况河西富庶,史有明载。例如晋范粲为武威太守,史载郡壤富实,珍玩充积。这样的记录不胜枚举,抄经之人岂能“连勉强糊口都很成问题”?如果抄经佣书这个职业不能糊口,历史上的记载又为何多不然此?事实上这是一个相当不错的职业。如果按照上述刘芳事迹,其写经“侔于谷四百余斛”,则年收入(算400石、27斤/石)10800斤,每天29.59斤粮,相当于一般写经人接近三倍的收入。可见并不是写经人生活窘迫,而是供养人康秀华所出亦非靡费。但正如赵先生所说,世界上怕就怕“认真”二字。我们简出刘芳这条史料为赵先生文章做一点补充证明,确实,在当时存在一天书写两千字的情况,或因郑重、或因虔诚、或因校勘、或因其他,但这种情况的资费并不少,反而甚奢。一般人佣书抄经必求多快好省,讲究效率,其收入亦侪中产之家。

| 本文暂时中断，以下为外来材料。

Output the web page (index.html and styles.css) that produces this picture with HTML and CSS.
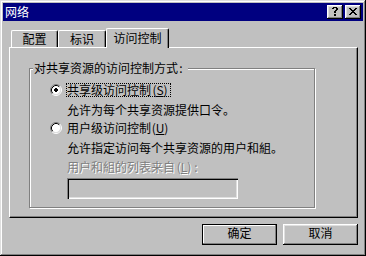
FILE: index.html
```html
<!DOCTYPE html>
<html>
	<head>
		<meta charset="utf-8" />
		<title>网络</title>
		<link rel="stylesheet" href="styles.css">
	</head>
	<body>
		<div class="window">
			<div class="titlebar">
				<span class="title">网络</span>
				<div class="caption-btns">
					<div class="cap-btn">
						<svg class="cap-help" width="6" height="9" viewBox="0 0 6 9" shape-rendering="crispEdges"><path d="M1 0h4v1H1z M0 1h2v1H0z M4 1h2v1H4z M4 2h2v1H4z M3 3h2v1H3z M2 4h2v2H2z M2 7h2v2H2z" fill="#000"/></svg>
					</div>
					<div class="cap-btn">
						<svg class="cap-close" width="8" height="7" viewBox="0 0 8 7" shape-rendering="crispEdges"><path d="M0 0h2v1H0z M6 0h2v1H6z M1 1h2v1H1z M5 1h2v1H5z M2 2h4v1H2z M3 3h2v1H3z M2 4h4v1H2z M1 5h2v1H1z M5 5h2v1H5z M0 6h2v1H0z M6 6h2v1H6z" fill="#000"/></svg>
					</div>
				</div>
			</div>
			<div class="tabs">
				<div class="tab tab1">配置</div>
				<div class="tab tab2">标识</div>
				<div class="tab tab3 active">访问控制</div>
			</div>
			<div class="panel">
				<div class="group">
					<div class="group-title">对共享资源的访问控制方式<span class="half">:</span></div>
					<div class="option first">
						<svg class="radio" width="12" height="12" viewBox="0 0 12 12">
							<circle cx="6" cy="6" r="4.5" fill="#fff"/>
							<path d="M2.11 9.89A5.5 5.5 0 0 1 9.89 2.11" fill="none" stroke="#808080"/>
							<path d="M9.89 2.11A5.5 5.5 0 0 1 2.11 9.89" fill="none" stroke="#fff"/>
							<path d="M2.82 9.18A4.5 4.5 0 0 1 9.18 2.82" fill="none" stroke="#000"/>
							<path d="M9.18 2.82A4.5 4.5 0 0 1 2.82 9.18" fill="none" stroke="#dfdfdf"/>
							<path d="M5 4h2v1h1v2H7v1H5V7H4V5h1z" fill="#000" shape-rendering="crispEdges"/>
						</svg>
						<span class="label focus">共享级访问控制<span class="key">(<u>S</u>)</span></span>
					</div>
					<div class="desc">允许为每个共享资源提供口令。</div>
					<div class="option">
						<svg class="radio" width="12" height="12" viewBox="0 0 12 12">
							<circle cx="6" cy="6" r="4.5" fill="#fff"/>
							<path d="M2.11 9.89A5.5 5.5 0 0 1 9.89 2.11" fill="none" stroke="#808080"/>
							<path d="M9.89 2.11A5.5 5.5 0 0 1 2.11 9.89" fill="none" stroke="#fff"/>
							<path d="M2.82 9.18A4.5 4.5 0 0 1 9.18 2.82" fill="none" stroke="#000"/>
							<path d="M9.18 2.82A4.5 4.5 0 0 1 2.82 9.18" fill="none" stroke="#dfdfdf"/>
						</svg>
						<span class="label">用户级访问控制<span class="key">(<u>U</u>)</span></span>
					</div>
					<div class="desc">允许指定访问每个共享资源的用户和組。</div>
					<div class="desc disabled">用户和組的列表来自<span class="key">(<u>L</u>)</span><span class="half">:</span></div>
					<div class="textbox"></div>
				</div>
			</div>
			<div class="buttons">
				<div class="btn default">确定</div>
				<div class="btn">取消</div>
			</div>
		</div>
	</body>
</html>
```
FILE: styles.css
```css
html,body{
	margin: 0;
	padding: 0;
}
body{
	background: #c0c0c0;
	font-family: "Noto Sans CJK SC", "Liberation Sans", sans-serif;
	font-size: 12px;
	color: #000;
}
.window{
	width: 366px;
	height: 256px;
	box-sizing: border-box;
	padding: 3px;
	background: #c0c0c0;
	box-shadow: inset -1px -1px #000, inset 1px 1px #dfdfdf, inset -2px -2px #808080, inset 2px 2px #fff;
}
.titlebar{
	height: 18px;
	background: #000080;
	color: #fff;
	display: flex;
	align-items: center;
	justify-content: space-between;
	padding: 0 2px;
}
.title{
	line-height: 18px;
}
.caption-btns{
	display: flex;
	gap: 2px;
}
.cap-btn{
	width: 16px;
	height: 14px;
	box-sizing: border-box;
	background: #c0c0c0;
	box-shadow: inset -1px -1px #000, inset 1px 1px #fff, inset -2px -2px #808080, inset 2px 2px #dfdfdf;
	display: flex;
	align-items: center;
	justify-content: center;
}
.cap-btn svg{
	display: block;
}
.cap-help{
	margin: 0 1px 1px 0;
}
.cap-close{
	margin: 0 1px 1px 0;
}
.tabs{
	display: flex;
	align-items: flex-end;
	height: 19px;
	margin-top: 7px;
	padding-left: 8px;
}
.tab{
	height: 17px;
	box-sizing: border-box;
	border-top: 1px solid #fff;
	border-left: 1px solid #fff;
	border-right: 1px solid #000;
	border-radius: 2px 2px 0 0;
	box-shadow: inset -1px 0 #808080;
	text-align: center;
	line-height: 16px;
	background: #c0c0c0;
}
.tab1{ width: 47px; }
.tab2{ width: 48px; }
.tab3{ width: 63px; }
.tab.active{
	height: 20px;
	margin-bottom: -1px;
	position: relative;
	z-index: 1;
	line-height: 17px;
	padding-bottom: 2px;
}
.panel{
	margin: 0 5px 0 6px;
	height: 171px;
	box-sizing: border-box;
	border-top: 1px solid #fff;
	border-left: 1px solid #fff;
	border-right: 1px solid #000;
	border-bottom: 1px solid #000;
	box-shadow: inset -1px -1px #808080;
	padding: 20px 0 0 19px;
}
.group{
	width: 286px;
	height: 140px;
	box-sizing: border-box;
	border: 1px solid #808080;
	box-shadow: 1px 1px 0 #fff, inset 1px 1px 0 #fff;
}
.group-title{
	width: fit-content;
	height: 12px;
	line-height: 12px;
	margin: -7px 0 0 3px;
	padding: 0 4px 0 1px;
	background: #c0c0c0;
	white-space: nowrap;
}
/* half-width cells like the bitmap font */
.half{
	display: inline-block;
	width: 6px;
	text-align: center;
}
.key{
	display: inline-block;
	width: 18px;
	text-align: center;
}
.option{
	display: flex;
	align-items: center;
	height: 18px;
	padding-left: 20px;
}
.option.first{
	margin-top: 7px;
}
.radio{
	display: block;
	flex: none;
}
.label{
	margin-left: 5px;
	height: 12px;
	line-height: 12px;
	white-space: nowrap;
}
.label.focus{
	outline: 1px dotted #000;
	padding-right: 1px;
}
.desc{
	height: 18px;
	line-height: 18px;
	margin-top: 2px;
	padding-left: 37px;
	white-space: nowrap;
}
.desc.disabled{
	margin-top: 1px;
	color: #808080;
	text-shadow: 1px 1px 0 #fff;
}
.textbox{
	width: 171px;
	height: 21px;
	margin: 2px 0 0 37px;
	box-sizing: border-box;
	background: #c0c0c0;
	box-shadow: inset 1px 1px #808080, inset 2px 2px #000, inset -1px -1px #fff, inset -2px -2px #dfdfdf;
}
.buttons{
	display: flex;
	justify-content: flex-end;
	gap: 6px;
	margin: 6px 5px 0 0;
}
.btn{
	width: 75px;
	height: 21px;
	box-sizing: border-box;
	text-align: center;
	line-height: 18px;
	box-shadow: inset -1px -1px #000, inset 1px 1px #fff, inset -2px -2px #808080, inset 2px 2px #dfdfdf;
}
.btn.default{
	border: 1px solid #000;
	line-height: 16px;
	box-shadow: inset -1px -1px #808080, inset 1px 1px #fff;
}
```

因上所述,根据历史资料和这份康秀华于佛诞日(四月八日)书写的供养清单说明,要之:1.中古时期写经人收入不少,一般水平的经生所入约可当两户人家收入;水平高如刘芳的又可相当于三个普通经生收入。2.此时熟练的抄经佣书之人,书写速度必不在每小时1000字之下。而出于虔诚、名家声望等因素,亦存在日书两千字左右之现象。3.“卅五两”不是指银盘价值,而是重量,其价值当在35两银之上。考虑到供养资费、工作量与写经速度的关系,康秀华文雇佣的经生为普通写手。4.文书所反映的内容证明为经济社会平稳状态下的信仰诉求。笔者的数学能力一般,所引据、列举、分析的资料和数据也未必准确,如有错漏,欢迎指正。但就二重证据而言,既有考古出土的文物,又有相关史料的记载,据此妄议一番,亦为赵先生作证,想不至于历史事实隔若霄壤。另外,刘芳是受雇于僧人,则僧人接受施主供养写经,也不一定是亲力亲为,还是充当了“转包”的角色。按照经济规律来说,僧人有可能“剥削”了经生的剩余劳动力,但如果遵从宗教道德,这种事情僧人宁可少收费用,也要完成宗教仪式。这大约也是赵先生说的斤斤计较吧,在这里笔者也是赵先生所说缺乏了“佛性”的人呐!